In this section, we consider the following linear models.
Y = D\beta + Z\alpha + X\phi +u
D = Z\gamma + X\psi + v
> set.seed(1)
> n = 500; L = 600; s = 3; k = 10; px = 10;
> alpha = c(rep(3,s),rep(0,L-s)); beta = 1; gamma = c(rep(1,k),rep(0,L-k))
> phi<-(1/px)*seq(1,px)+0.5; psi<-(1/px)*seq(1,px)+1
> epsilonSigma = matrix(c(1,0.8,0.8,1),2,2)
> Z = matrix(rnorm(n*L),n,L)
> X = matrix(rnorm(n*px),n,px)
> epsilon = MASS::mvrnorm(n,rep(0,2),epsilonSigma)
> D = 0.5 + Z %*% gamma + X %*% psi + epsilon[,1]
> Y = -0.5 + Z %*% alpha + D * beta + X %*% phi + epsilon[,2]
> TSHT.model <- TSHT(Y,D,Z,X,method = "Fast.DeLasso")
> summary(TSHT.model)
Relevant IVs: 1 2 3 4 5 6 7 8 9 10
_ _ _ _ _ _ _ _ _ _ _ _ _ _ _ _ _ _ _ _ _ _ _ _ _ _ _ _ _ _
betaHat Std.Error CI(2.5%) CI(97.5%) Valid IVs
0.9880546 0.0157771 0.9571321 1.018977 4 5 6 7 8 9 10
It uses same reduced form estimator as TSHT in each setting.
> set.seed(1)
> n = 500; L = 600; s = 3; k = 10; px = 10;
> alpha = c(rep(3,s),rep(0,L-s)); beta = 1; gamma = c(rep(1,k),rep(0,L-k))

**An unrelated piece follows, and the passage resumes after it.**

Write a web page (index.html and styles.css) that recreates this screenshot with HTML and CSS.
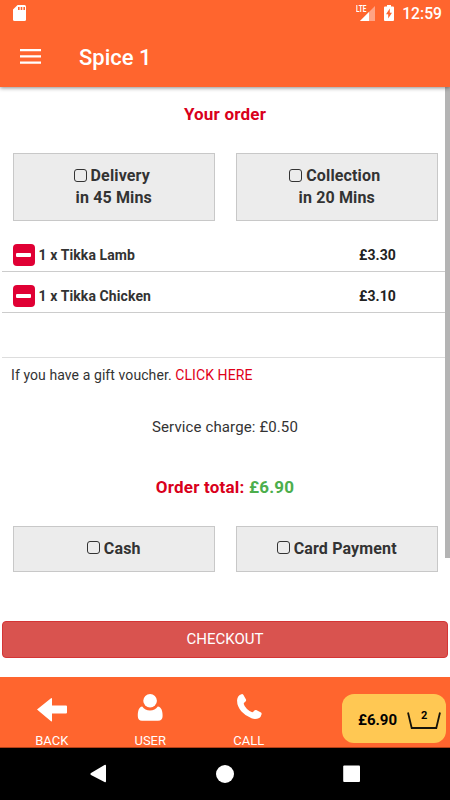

> phi<-(1/px)*seq(1,px)+0.5; psi<-(1/px)*seq(1,px)+1
> epsilonSigma = matrix(c(1,0.8,0.8,1),2,2)
> Z = matrix(rnorm(n*L),n,L)
> X = matrix(rnorm(n*px),n,px)
> epsilon = MASS::mvrnorm(n,rep(0,2),epsilonSigma)
> D = 0.5 + Z %*% gamma + X %*% psi + epsilon[,1]
> Y = -0.5 + Z %*% alpha + D * beta + X %*% phi + epsilon[,2]
> endo.test.model <- endo.test(Y,D,Z,X, invalid = TRUE)
> summary(endo.test.model)
Valid Instruments: 4 5 6 7 8 9 10
_ _ _ _ _ _ _ _ _ _ _ _ _ _ _ _ _ _ _ _ _ _ _ _ _ _ _ _ _ _
Estimated covariance: 0.7690532
Test statistics Q = 13.47976
P-value = 0
'H0 : Sigma12 = 0' is rejected at the significance level 0.05 .
Guo, Z., Kang, H., Tony Cai, T. and Small, D.S. (2018), Testing endogeneity with high dimensional covariates, Journal of Econometrics, Elsevier, vol. 207(1), pages 175-187.